I feel so very much like Sir Isaac Newton who said, “If I have seen further than others, it is by standing upon the shoulders of giants.” And who also said, “I was like a boy playing on the sea-shore, and diverting myself now and then finding a smoother pebble or a prettier shell than ordinary, whilst the great ocean of truth lay all undiscovered before me.”
Are my amplifiers the best you can buy? I certainly hope not, because then I would have nothing more to aspire to. I hope there is much more to discover, and I think there is. There is no hocus pocus here, there is no spiritual experience attached to these amplifiers, they are not Zen, or being at one with anything, they aren’t even based on quantum physical properties (that I know of). But they are intended to make music, but not necessarily faithful to the recording.

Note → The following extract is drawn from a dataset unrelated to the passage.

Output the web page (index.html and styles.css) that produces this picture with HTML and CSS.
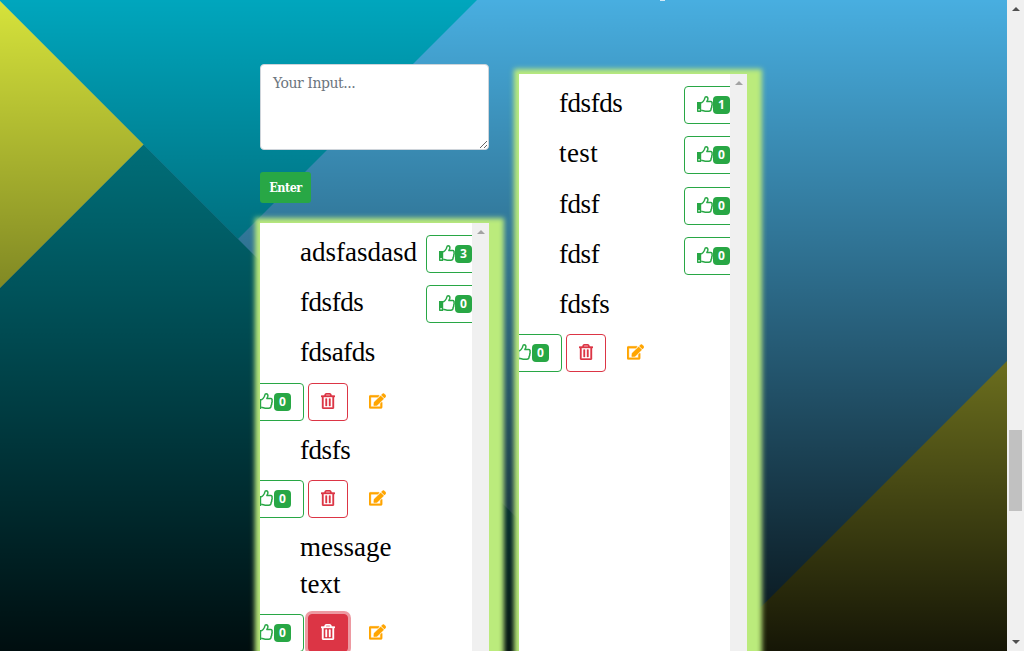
FILE: index.html
```html
<!DOCTYPE html>
<html lang="en">
<head>
<meta charset="utf-8">
<title>Messages</title>
<link rel="stylesheet" href="styles.css">
</head>
<body>
<svg class="defs" width="0" height="0" aria-hidden="true">
  <symbol id="thumb" viewBox="0 0 16 16"><path fill="currentColor" fill-rule="evenodd" d="M0 6h4.200v10H.6L0 15.400zM1.400 13v1.400h1.300V13z"/><path fill="none" stroke="currentColor" stroke-width="1.500" stroke-linejoin="round" d="M4.200 7C5.600 6.300 6.900 4.500 7.400 3.500C7.800 2.300 7.800 .8 9.100 .8C10.600 .8 11.200 2.200 10.700 3.700L9.900 5.600H13.800C14.800 5.600 15.300 6.500 15 7.500C15.300 8.500 15.200 9.300 14.700 10C14.900 11 14.700 11.800 14.100 12.400C14.200 14.200 13.400 15.200 11.700 15.200H9.600C7.600 15.200 6.200 14.500 4.200 14.200"/></symbol>
  <symbol id="trash" viewBox="0 0 448 512"><path d="M268 416h24a12 12 0 0 0 12-12V188a12 12 0 0 0-12-12h-24a12 12 0 0 0-12 12v216a12 12 0 0 0 12 12zM432 80h-82.41l-34-56.7A48 48 0 0 0 274.41 0H173.59a48 48 0 0 0-41.16 23.3L98.41 80H16A16 16 0 0 0 0 96v16a16 16 0 0 0 16 16h16v336a48 48 0 0 0 48 48h288a48 48 0 0 0 48-48V128h16a16 16 0 0 0 16-16V96a16 16 0 0 0-16-16zM171.84 50.91A6 6 0 0 1 177 48h94a6 6 0 0 1 5.15 2.91L293.61 80H154.39zM368 464H80V128h288zm-212-48h24a12 12 0 0 0 12-12V188a12 12 0 0 0-12-12h-24a12 12 0 0 0-12 12v216a12 12 0 0 0 12 12z"/></symbol>
  <symbol id="edit" viewBox="0 0 576 512"><path d="M402.6 83.2l90.2 90.2c3.8 3.8 3.8 10 0 13.8L274.4 405.6l-92.8 10.3c-12.4 1.4-22.9-9.1-21.5-21.5l10.3-92.8L388.8 83.2c3.8-3.8 10-3.8 13.8 0zm162-22.9l-48.8-48.8c-15.2-15.2-39.9-15.2-55.2 0l-35.4 35.4c-3.8 3.8-3.8 10 0 13.8l90.2 90.2c3.8 3.8 10 3.8 13.8 0l35.4-35.4c15.2-15.3 15.2-40 0-55.2zM384 346.2V448H64V128h229.8c3.2 0 6.2-1.3 8.5-3.5l40-40c7.6-7.6 2.2-20.5-8.5-20.5H48C21.5 64 0 85.5 0 112v352c0 26.5 21.5 48 48 48h352c26.5 0 48-21.5 48-48V306.2c0-10.7-12.9-16-20.5-8.5l-40 40c-2.2 2.3-3.5 5.3-3.5 8.5z"/></symbol>
</svg>
<div class="page">
  <main class="canvas">
    <svg class="backdrop" viewBox="0 0 1007 651" aria-hidden="true">
      <defs><linearGradient id="shade" x1="0" y1="0" x2="0" y2="1"><stop offset="0" stop-color="#000" stop-opacity="0"/><stop offset="1" stop-color="#000" stop-opacity=".9"/></linearGradient></defs>
      <rect width="1007" height="651" fill="#48aee0"/>
      <path fill="#00a6bd" d="M0 0H477L238 239L0 1Z"/>
      <path fill="#008a97" d="M0 288L143.500 144.500L650 651H0Z"/>
      <path fill="#d6e33b" d="M0 1L143.500 144.500L0 288Z"/>
      <path fill="#d6dc3b" d="M1007 361V651H717Z"/>
      <rect width="1007" height="651" fill="url(#shade)"/>
    </svg>
    <div class="heading-tail"></div>
    <section class="column column-left">
      <textarea class="message-input" placeholder="Your Input..."></textarea>
      <button class="enter">Enter</button>
      <div class="panel">
        <div class="list list-left">
          <div class="item"><p class="text long">adsfasdasd</p><button class="btn like"><svg class="icon"><use href="#thumb"/></svg><span class="badge">3</span></button></div>
          <div class="item"><p class="text">fdsfds</p><button class="btn like"><svg class="icon"><use href="#thumb"/></svg><span class="badge">0</span></button></div>
          <p class="text block">fdsafds</p>
          <div class="actions"><button class="btn like"><svg class="icon"><use href="#thumb"/></svg><span class="badge">0</span></button><button class="btn delete"><svg class="icon-trash"><use href="#trash"/></svg></button><svg class="icon-edit"><use href="#edit"/></svg></div>
          <p class="text block short">fdsfs</p>
          <div class="actions"><button class="btn like"><svg class="icon"><use href="#thumb"/></svg><span class="badge">0</span></button><button class="btn delete"><svg class="icon-trash"><use href="#trash"/></svg></button><svg class="icon-edit"><use href="#edit"/></svg></div>
          <p class="text block long double">message<br>text</p>
          <div class="actions"><button class="btn like"><svg class="icon"><use href="#thumb"/></svg><span class="badge">0</span></button><button class="btn delete focused"><svg class="icon-trash"><use href="#trash"/></svg></button><svg class="icon-edit"><use href="#edit"/></svg></div>
        </div>
        <div class="track"><i class="arrow up pale"></i></div>
      </div>
    </section>
    <section class="column column-right">
      <div class="panel">
        <div class="list list-right">
          <div class="item"><p class="text">fdsfds</p><button class="btn like"><svg class="icon"><use href="#thumb"/></svg><span class="badge">1</span></button></div>
          <div class="item"><p class="text test">test</p><button class="btn like"><svg class="icon"><use href="#thumb"/></svg><span class="badge">0</span></button></div>
          <div class="item"><p class="text">fdsf</p><button class="btn like"><svg class="icon"><use href="#thumb"/></svg><span class="badge">0</span></button></div>
          <div class="item"><p class="text">fdsf</p><button class="btn like"><svg class="icon"><use href="#thumb"/></svg><span class="badge">0</span></button></div>
          <p class="text block last">fdsfs</p>
          <div class="actions"><button class="btn like"><svg class="icon"><use href="#thumb"/></svg><span class="badge">0</span></button><button class="btn delete"><svg class="icon-trash"><use href="#trash"/></svg></button><svg class="icon-edit"><use href="#edit"/></svg></div>
        </div>
        <div class="track"><i class="arrow up pale"></i></div>
      </div>
    </section>
  </main>
  <aside class="track page-track"><i class="arrow up"></i><i class="handle"></i><i class="arrow down"></i></aside>
</div>
</body>
</html>
```
FILE: styles.css
```css
* { box-sizing: border-box; }
html, body { height: 100%; margin: 0; overflow: hidden; }
.defs { position: absolute; }
.page { display: flex; width: 1024px; height: 651px; overflow: hidden; }
.canvas { position: relative; display: flex; gap: 30px; width: 1007px; padding-left: 260px; overflow: hidden; }
.backdrop { position: absolute; inset: 0; width: 1007px; height: 651px; }
.heading-tail { position: absolute; left: 660px; top: 0; width: 5px; height: 1px; background: #d3eaf7; }
.column { position: relative; display: flex; flex-direction: column; align-items: flex-start; height: 720px; }
.column-left { width: 229px; padding-top: 64px; }
.column-right { width: 228px; padding-top: 74px; }

.message-input {
  flex: none; display: block; width: 229px; height: 86px; margin: 0 0 22px; padding: 8px 12px;
  border: 1px solid #ced4da; border-radius: 4px; background: #fff;
  font: 14px/20px "DejaVu Serif", serif; letter-spacing: -.45px;
}
.message-input::placeholder { color: #6c757d; opacity: 1; }
.enter {
  flex: none; width: 51px; height: 31px; margin: 0 0 20px; padding: 0; border: 0; border-radius: 3px;
  background: #28a745; color: #fff; font: bold 12.500px/31px "DejaVu Serif Condensed", "DejaVu Serif", serif; letter-spacing: -.5px;
}
.panel { display: flex; width: 100%; flex: 1; background: #fff; box-shadow: 5px 5px 5px 10px #bbeb7c; }
.list { flex: 1; min-width: 0; overflow: hidden; display: flex; flex-direction: column; gap: 12px; padding-top: 12px; }
.list-right { gap: 12.35px; }
.item { flex: none; display: flex; height: 38px; padding-left: 40px; }
.text { flex: none; width: 126px; margin: 0; font: 27px/36px "Liberation Serif", serif; letter-spacing: -.45px; color: #000; transform: translateY(-1px); }
.list-right .text { width: 125px; }
.text.long { letter-spacing: 0; }
.text.test { letter-spacing: .4px; }
.text.block { margin-left: 40px; }
.text.short { height: 35px; }
.text.last { height: 34.500px; }
.text.double { height: 72px; line-height: 37px; }
.actions { flex: none; display: flex; align-items: center; height: 38px; margin-left: -14px; }
.list-right .actions { margin-left: -15px; }
.btn { flex: none; display: flex; align-items: center; height: 38px; padding: 0 11px; border: 1px solid; border-radius: 4px; background: transparent; }
.like { width: 58px; color: #28a745; border-color: #28a745; }
.item .like { padding-left: 12px; }
.delete { justify-content: center; width: 40px; margin-left: 4px; color: #dc3545; border-color: #dc3545; }
.delete.focused { background: #dc3545; color: #fff; box-shadow: 0 0 0 3px rgba(220, 53, 69, .5); }
.icon { flex: none; width: 16px; height: 16px; fill: currentColor; margin-top: -2px; }
.actions .icon { margin-left: -1px; margin-right: 1px; }
.icon-trash { flex: none; width: 14px; height: 16px; fill: currentColor; stroke: currentColor; stroke-width: 12px; margin-top: -2px; }
.icon-edit { flex: none; width: 17px; height: 16px; margin: -2px 0 0 20.600px; fill: #ffa500; stroke: #ffa500; stroke-width: 12px; }
.badge { flex: none; width: 17px; height: 18px; border-radius: 4px; background: #28a745; color: #fff; font: bold 12px/18px "Open Sans", "Noto Sans", sans-serif; text-align: center; }
.track { flex: none; display: flex; flex-direction: column; align-items: center; width: 17px; padding-top: 7px; background: #f0f0f0; }
.arrow { width: 0; height: 0; border: 4px solid transparent; }
.arrow.up { border-top: 0; border-bottom-color: #505050; }
.arrow.pale { border-bottom-color: #a3a3a3; }
.arrow.down { margin-top: 129px; border-bottom: 0; border-top-color: #505050; }
.handle { width: 13px; height: 81px; margin-top: 419px; background: #c1c1c1; }
```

So I am making single ended pentode amplifiers, an audiophile making products for other audiophiles. There is one thing that I have found so true in this field, more money doesn’t mean better sound, but better design and quality does. Although in SEP audio more wattage does require more expensive parts, but it doesn’t mean they will sound better, just produce more wattage. Much of the iron I have in these amps is custom made for me, so it isn’t off the shelf. I firmly believe in some things like interleaved wound output transformers, and byfilar wound interstage transformers. I can’t say it is any specific thing that makes these amps sound the way they do, but how all the pieces are put together, that is what design is all about.